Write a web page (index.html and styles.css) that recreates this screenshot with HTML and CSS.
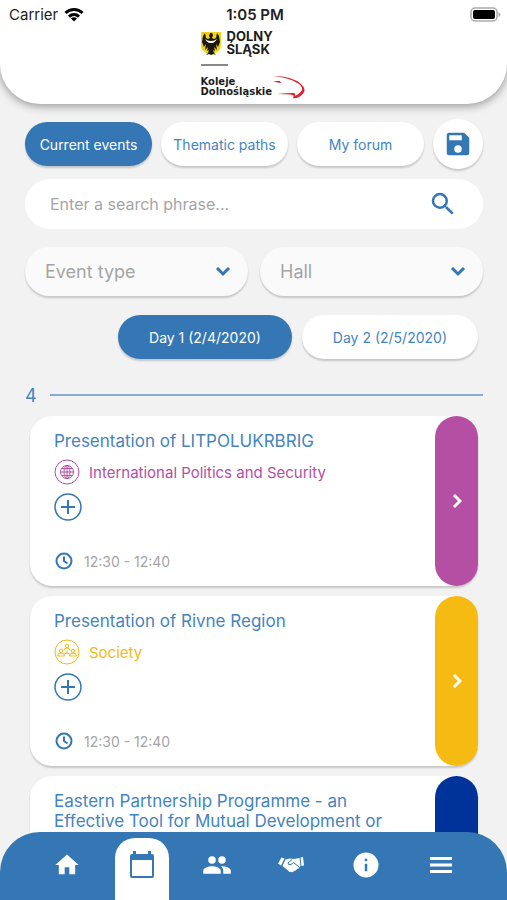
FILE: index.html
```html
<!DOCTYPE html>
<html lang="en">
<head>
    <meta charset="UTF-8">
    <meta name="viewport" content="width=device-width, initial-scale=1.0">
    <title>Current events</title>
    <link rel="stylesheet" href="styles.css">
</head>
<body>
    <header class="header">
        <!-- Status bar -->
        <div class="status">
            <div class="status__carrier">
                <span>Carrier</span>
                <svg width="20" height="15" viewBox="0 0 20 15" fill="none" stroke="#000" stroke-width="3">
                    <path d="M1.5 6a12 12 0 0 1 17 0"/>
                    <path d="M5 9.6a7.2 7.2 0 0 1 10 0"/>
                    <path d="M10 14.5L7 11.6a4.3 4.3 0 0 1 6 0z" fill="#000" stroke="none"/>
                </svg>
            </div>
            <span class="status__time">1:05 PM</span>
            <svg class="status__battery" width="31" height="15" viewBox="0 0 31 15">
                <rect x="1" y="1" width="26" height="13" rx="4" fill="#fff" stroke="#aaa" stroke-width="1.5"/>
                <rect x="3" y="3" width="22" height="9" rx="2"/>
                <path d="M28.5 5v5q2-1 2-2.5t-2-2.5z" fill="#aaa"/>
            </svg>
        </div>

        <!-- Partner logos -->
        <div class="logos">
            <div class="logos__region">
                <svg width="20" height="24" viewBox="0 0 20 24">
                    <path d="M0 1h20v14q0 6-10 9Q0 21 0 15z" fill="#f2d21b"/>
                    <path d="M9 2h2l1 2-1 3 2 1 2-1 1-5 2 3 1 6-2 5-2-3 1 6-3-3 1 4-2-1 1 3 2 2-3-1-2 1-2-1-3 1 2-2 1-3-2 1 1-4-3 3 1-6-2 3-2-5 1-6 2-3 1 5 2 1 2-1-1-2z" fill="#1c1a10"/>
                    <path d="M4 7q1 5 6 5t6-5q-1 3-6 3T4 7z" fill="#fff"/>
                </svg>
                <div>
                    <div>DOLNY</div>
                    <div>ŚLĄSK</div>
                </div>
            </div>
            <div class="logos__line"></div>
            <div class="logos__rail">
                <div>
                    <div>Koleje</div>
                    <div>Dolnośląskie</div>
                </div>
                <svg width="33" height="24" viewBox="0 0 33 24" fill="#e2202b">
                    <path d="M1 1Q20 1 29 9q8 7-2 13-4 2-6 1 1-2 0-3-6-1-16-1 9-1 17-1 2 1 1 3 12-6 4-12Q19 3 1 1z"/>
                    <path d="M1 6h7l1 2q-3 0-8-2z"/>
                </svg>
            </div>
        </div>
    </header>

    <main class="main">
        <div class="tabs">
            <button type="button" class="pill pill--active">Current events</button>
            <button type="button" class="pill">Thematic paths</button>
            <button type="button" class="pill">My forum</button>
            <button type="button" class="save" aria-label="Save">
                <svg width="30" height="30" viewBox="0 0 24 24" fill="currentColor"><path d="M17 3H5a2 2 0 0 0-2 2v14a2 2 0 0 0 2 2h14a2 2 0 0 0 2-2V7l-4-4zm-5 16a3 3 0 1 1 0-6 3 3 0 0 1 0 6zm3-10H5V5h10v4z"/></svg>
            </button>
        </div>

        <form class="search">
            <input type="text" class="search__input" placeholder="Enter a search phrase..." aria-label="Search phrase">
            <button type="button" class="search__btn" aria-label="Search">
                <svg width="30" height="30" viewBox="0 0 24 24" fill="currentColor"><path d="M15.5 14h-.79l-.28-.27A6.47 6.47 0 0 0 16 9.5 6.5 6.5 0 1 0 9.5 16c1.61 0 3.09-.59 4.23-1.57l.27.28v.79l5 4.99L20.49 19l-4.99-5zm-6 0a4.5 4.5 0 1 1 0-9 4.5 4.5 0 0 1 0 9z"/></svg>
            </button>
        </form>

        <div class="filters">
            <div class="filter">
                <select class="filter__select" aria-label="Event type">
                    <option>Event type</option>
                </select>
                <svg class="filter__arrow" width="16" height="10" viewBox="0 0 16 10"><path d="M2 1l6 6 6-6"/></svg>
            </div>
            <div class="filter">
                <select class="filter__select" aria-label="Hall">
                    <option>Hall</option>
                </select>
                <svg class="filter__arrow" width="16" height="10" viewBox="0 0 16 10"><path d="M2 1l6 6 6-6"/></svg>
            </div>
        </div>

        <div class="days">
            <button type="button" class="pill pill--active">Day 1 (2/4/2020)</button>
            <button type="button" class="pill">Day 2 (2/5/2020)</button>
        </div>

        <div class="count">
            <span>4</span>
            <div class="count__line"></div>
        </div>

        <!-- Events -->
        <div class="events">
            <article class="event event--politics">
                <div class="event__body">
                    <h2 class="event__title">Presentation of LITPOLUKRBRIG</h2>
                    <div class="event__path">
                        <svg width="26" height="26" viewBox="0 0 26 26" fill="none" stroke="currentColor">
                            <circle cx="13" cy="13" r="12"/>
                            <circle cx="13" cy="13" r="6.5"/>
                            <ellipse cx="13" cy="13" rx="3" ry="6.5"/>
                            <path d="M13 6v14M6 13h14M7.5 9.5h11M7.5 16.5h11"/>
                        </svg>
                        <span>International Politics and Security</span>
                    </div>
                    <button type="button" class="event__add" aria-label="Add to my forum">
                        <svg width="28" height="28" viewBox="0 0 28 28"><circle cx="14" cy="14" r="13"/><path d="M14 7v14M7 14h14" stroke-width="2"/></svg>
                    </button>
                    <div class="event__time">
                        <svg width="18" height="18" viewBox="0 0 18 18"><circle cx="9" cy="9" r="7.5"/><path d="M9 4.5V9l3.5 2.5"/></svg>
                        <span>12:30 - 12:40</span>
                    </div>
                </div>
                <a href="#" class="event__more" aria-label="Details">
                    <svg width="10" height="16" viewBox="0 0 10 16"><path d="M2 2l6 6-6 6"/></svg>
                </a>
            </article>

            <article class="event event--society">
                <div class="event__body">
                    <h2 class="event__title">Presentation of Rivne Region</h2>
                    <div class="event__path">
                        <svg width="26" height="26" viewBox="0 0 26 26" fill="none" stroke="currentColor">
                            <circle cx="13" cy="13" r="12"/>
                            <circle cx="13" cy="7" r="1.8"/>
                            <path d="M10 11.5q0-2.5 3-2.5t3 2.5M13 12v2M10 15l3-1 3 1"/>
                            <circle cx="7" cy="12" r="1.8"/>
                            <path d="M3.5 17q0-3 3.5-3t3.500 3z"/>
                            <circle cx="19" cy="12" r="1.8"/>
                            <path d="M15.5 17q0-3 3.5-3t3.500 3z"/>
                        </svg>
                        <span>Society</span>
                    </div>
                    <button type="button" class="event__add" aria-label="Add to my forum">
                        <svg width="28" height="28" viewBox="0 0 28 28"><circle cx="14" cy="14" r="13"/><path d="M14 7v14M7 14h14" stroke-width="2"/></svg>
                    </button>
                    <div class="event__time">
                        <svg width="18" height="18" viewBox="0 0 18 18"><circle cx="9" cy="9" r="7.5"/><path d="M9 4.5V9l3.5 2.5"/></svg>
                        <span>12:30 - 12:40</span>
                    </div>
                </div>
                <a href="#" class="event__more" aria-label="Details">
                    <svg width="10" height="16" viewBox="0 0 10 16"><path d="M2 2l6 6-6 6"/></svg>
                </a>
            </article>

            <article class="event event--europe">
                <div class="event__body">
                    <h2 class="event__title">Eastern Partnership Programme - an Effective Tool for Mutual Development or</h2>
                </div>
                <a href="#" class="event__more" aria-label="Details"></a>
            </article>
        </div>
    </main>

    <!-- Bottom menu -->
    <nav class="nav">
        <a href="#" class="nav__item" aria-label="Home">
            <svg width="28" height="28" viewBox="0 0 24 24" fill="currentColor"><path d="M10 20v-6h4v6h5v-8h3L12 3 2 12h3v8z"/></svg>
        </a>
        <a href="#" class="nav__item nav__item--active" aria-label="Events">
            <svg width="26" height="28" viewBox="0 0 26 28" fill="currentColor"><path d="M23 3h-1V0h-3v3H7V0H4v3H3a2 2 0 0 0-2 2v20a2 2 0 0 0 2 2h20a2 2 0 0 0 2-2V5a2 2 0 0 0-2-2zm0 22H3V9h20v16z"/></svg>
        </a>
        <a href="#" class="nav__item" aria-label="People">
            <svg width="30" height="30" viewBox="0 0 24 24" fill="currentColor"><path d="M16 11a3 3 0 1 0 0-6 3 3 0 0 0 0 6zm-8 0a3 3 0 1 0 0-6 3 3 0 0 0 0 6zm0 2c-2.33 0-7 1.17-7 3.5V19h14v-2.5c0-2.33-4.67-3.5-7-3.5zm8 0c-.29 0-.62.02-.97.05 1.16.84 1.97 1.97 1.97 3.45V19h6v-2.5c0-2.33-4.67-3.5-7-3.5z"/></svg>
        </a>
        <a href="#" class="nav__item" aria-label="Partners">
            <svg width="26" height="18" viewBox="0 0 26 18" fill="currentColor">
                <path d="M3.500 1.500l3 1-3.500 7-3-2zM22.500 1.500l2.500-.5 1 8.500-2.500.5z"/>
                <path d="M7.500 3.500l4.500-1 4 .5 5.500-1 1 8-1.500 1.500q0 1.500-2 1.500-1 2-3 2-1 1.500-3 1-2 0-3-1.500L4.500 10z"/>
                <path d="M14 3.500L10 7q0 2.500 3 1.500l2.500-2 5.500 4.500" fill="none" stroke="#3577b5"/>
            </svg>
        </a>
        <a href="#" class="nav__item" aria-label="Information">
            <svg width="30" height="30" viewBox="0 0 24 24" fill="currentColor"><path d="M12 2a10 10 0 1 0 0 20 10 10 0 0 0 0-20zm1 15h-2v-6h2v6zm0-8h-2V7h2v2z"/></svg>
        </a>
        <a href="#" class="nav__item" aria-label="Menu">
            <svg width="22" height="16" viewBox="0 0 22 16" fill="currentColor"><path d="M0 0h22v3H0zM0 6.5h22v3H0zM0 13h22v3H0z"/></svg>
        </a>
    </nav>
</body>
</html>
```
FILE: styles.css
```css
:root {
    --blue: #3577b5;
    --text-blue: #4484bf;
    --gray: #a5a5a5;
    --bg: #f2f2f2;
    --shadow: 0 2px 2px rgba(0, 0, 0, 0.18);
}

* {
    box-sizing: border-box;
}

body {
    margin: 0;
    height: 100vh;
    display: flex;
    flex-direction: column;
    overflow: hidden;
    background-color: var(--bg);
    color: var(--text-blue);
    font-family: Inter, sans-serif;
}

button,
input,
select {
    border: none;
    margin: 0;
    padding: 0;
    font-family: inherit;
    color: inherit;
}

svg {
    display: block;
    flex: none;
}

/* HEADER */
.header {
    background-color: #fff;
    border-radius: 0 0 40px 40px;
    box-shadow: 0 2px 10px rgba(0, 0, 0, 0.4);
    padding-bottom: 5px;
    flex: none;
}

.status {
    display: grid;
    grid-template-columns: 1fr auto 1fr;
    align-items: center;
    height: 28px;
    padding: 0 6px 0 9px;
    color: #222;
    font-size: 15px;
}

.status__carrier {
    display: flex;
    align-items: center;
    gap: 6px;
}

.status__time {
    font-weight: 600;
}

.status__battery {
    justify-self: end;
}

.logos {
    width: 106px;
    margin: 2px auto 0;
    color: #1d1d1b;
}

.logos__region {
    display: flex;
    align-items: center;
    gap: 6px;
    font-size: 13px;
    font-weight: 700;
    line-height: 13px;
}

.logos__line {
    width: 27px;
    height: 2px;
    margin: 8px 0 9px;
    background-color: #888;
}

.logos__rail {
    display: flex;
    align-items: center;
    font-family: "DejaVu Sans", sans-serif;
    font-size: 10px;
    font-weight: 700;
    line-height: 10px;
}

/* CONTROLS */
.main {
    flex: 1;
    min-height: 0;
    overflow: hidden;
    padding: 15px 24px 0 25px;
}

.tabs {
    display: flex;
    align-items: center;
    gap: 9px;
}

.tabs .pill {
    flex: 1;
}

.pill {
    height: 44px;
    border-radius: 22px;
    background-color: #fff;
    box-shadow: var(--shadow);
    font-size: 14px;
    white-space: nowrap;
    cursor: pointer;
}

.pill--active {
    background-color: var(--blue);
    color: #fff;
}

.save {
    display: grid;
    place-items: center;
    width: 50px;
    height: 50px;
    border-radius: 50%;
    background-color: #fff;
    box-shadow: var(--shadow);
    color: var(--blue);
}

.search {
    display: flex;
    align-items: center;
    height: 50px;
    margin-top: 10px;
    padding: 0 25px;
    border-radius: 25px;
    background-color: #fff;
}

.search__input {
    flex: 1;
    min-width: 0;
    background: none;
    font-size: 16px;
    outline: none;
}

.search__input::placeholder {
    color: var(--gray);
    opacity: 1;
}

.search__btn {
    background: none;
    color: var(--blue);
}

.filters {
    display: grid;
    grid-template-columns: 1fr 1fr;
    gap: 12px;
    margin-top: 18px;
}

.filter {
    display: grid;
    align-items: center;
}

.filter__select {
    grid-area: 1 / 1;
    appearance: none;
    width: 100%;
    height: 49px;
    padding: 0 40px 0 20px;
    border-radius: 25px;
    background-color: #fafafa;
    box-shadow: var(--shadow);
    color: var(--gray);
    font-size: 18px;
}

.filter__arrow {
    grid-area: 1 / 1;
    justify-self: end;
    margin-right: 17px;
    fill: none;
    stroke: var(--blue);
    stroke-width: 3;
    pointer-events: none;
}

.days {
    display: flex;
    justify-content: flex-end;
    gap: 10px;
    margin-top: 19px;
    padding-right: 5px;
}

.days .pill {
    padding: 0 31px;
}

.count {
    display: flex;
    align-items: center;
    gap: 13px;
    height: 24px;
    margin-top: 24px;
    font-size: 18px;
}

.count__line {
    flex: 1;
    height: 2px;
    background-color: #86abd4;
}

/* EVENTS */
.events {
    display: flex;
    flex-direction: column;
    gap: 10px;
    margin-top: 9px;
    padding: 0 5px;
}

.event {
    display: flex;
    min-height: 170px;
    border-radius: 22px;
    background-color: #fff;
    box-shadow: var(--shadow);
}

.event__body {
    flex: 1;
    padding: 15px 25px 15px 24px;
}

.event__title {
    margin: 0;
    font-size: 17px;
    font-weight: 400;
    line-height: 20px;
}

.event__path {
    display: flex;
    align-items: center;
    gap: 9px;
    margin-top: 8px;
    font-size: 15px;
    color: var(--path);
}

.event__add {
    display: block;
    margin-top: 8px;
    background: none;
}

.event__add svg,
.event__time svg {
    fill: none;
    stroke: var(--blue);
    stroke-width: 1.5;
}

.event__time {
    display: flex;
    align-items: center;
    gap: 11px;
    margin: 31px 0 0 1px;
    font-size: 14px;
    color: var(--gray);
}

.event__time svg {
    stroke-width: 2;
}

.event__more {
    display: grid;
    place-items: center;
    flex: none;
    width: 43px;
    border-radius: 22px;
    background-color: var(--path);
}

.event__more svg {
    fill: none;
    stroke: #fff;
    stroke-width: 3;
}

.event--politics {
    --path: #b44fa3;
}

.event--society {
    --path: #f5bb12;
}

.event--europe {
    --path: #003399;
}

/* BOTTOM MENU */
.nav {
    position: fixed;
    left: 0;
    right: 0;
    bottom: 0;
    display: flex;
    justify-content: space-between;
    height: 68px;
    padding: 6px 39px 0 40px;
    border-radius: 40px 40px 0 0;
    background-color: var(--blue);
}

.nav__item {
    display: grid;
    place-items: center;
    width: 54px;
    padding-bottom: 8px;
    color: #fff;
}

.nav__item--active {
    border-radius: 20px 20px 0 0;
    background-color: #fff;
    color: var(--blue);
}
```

━━━━━━━━━━

• [What you will do]: Find every line containing the word "index", then give the total and nothing more.

• [Final result]: 2